Response to Ashley:
John and Kate Plus 8 is NOTORIOUS for making men look like helpless bums. From Kate's side remarks during interviews to the skewed images you see of John doing nothing. It really is very backwards in that sense. You would think that a wholesome family show like that would make a better effort to show things for how they really are-crazy and hectic for everyone. If you ever catch an episode where they do show John spending time with the family, it's a beautiful thing. He is very capable of getting the kids dressed, feeding them, even putting them to bed, and things in the house still function safely and normally. It's crazy how tv really keeps John in the underdog light!
Response to Neeru:
Neeru, Do you feel it would have been possible to clarify your position in the relationship and then maintain a friendship?
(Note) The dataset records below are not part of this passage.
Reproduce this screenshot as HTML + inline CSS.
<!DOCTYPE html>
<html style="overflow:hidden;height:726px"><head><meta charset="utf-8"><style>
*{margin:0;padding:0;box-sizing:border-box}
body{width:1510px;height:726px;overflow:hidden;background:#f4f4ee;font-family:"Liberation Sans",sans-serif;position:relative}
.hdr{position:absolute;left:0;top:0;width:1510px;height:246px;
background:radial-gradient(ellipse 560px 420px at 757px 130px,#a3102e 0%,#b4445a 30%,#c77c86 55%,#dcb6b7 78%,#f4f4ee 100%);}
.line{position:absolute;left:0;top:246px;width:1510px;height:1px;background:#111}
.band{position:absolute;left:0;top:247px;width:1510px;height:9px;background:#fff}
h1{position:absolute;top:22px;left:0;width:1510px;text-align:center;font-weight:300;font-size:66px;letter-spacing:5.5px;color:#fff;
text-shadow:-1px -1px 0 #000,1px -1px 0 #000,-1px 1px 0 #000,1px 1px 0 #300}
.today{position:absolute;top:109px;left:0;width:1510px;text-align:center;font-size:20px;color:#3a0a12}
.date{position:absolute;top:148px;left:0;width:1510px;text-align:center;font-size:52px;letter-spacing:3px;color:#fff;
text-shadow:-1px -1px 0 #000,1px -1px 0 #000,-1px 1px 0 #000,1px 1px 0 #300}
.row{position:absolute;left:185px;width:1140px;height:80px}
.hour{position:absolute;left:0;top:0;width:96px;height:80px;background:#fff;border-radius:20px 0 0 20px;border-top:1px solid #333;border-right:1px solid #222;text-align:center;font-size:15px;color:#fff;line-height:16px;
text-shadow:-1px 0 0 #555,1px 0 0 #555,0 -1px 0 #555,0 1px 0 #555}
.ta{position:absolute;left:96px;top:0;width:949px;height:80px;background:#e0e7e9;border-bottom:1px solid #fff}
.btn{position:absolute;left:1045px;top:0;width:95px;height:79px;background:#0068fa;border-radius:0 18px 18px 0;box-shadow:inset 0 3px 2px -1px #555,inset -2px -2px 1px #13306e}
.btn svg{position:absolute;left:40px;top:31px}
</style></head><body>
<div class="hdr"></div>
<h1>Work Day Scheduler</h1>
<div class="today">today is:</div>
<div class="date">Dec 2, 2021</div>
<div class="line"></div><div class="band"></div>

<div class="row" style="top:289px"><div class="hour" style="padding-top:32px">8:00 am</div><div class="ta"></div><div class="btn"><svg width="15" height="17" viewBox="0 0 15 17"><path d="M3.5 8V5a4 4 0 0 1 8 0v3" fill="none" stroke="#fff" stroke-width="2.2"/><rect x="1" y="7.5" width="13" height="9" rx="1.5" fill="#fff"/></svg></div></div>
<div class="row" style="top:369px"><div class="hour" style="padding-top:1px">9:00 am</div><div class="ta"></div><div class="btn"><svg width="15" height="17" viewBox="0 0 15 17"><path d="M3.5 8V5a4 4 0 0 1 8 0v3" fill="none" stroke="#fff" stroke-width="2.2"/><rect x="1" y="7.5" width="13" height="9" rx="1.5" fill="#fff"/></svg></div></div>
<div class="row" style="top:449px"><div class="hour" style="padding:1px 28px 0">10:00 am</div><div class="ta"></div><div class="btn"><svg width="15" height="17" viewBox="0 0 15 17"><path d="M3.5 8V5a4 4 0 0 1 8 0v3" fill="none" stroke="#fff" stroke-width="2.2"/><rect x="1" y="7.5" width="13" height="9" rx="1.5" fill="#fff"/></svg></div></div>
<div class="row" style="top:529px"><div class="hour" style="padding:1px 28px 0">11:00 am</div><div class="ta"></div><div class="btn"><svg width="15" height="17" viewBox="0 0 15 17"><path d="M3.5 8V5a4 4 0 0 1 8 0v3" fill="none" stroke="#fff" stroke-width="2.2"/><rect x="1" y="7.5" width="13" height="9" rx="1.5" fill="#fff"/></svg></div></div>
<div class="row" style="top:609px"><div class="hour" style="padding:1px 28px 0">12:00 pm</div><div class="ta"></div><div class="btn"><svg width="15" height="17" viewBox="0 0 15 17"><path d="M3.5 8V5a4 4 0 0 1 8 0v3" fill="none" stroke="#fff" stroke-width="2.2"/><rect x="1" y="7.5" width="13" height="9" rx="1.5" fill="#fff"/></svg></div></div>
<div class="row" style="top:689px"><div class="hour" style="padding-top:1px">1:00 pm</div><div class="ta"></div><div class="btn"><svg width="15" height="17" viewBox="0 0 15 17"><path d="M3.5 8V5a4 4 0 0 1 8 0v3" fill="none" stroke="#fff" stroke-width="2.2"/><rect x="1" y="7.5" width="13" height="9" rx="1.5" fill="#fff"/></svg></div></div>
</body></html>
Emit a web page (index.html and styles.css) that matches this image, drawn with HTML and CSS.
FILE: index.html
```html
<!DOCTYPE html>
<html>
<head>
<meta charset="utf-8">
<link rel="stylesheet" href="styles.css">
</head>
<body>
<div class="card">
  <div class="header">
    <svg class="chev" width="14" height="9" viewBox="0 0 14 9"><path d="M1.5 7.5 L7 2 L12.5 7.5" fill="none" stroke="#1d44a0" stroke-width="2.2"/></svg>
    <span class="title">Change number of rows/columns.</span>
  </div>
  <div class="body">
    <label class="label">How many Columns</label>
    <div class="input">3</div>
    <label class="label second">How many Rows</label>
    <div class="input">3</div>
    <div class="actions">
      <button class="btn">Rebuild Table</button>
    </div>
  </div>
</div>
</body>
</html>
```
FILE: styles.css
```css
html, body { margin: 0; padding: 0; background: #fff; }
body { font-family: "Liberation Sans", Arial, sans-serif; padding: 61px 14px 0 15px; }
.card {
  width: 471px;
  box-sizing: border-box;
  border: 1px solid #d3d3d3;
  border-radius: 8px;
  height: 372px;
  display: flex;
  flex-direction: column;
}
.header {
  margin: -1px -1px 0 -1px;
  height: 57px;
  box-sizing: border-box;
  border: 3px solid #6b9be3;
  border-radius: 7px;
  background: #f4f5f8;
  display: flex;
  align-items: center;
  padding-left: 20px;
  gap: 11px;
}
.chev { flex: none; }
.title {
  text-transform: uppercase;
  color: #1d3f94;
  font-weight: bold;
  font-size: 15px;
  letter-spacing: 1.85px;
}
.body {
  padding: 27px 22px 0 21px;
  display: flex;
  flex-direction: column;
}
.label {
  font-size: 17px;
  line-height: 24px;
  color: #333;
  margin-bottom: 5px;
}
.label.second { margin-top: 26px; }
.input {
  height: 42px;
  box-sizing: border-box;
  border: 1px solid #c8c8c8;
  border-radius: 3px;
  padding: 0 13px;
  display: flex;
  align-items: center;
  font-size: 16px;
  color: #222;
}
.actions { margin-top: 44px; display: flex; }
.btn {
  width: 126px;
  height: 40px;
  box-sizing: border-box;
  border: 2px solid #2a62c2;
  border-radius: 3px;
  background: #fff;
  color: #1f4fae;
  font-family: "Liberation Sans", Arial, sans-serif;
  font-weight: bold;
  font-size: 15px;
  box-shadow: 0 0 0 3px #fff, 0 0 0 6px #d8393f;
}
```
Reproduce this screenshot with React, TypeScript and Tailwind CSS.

It seems to me your right, no matter what the issue will come up. I just believe that people can move on from those feelings and sustain meaningful friendships with boundaries. I speak from my own experience so I partial. And I'm like Chris where I've had my friendships since I was young, so maybe he's right-maybe developing them at a young age makes them less vulnerable to sexuality issues. I just feel like your missing out on a very insightful and meaningful experience by not having male friends. Don't give up-you'll meet someone who will be mature enough to handle your friendship in a strictly platonic manner!
Response to Ilia:
I think you are so right when you touched on the fact that self esteem plays a major role in what clouds your judgment. The thing with me, and maybe all females who knows-is the level of honesty that exists in a relationship. If my boyfriend has female friends that he hasn't said one word to me about-then I think something is funny. If someone is really your friend wouldn't they come up in conversation with your significant other? Maybe I'm wrong... but if he's open with me about his friendships, then I have no reason to think it's anything else. As a woman I do worry that their friendships will reach that point where sex may come up. But I have to have faith that my boyfriend will make his position clear and that they can carry on a friendship. What do yo do when people don't get the hint though? Friendships can go wrong and before you know it you could have a stalker... maybe a little extreme but you never know!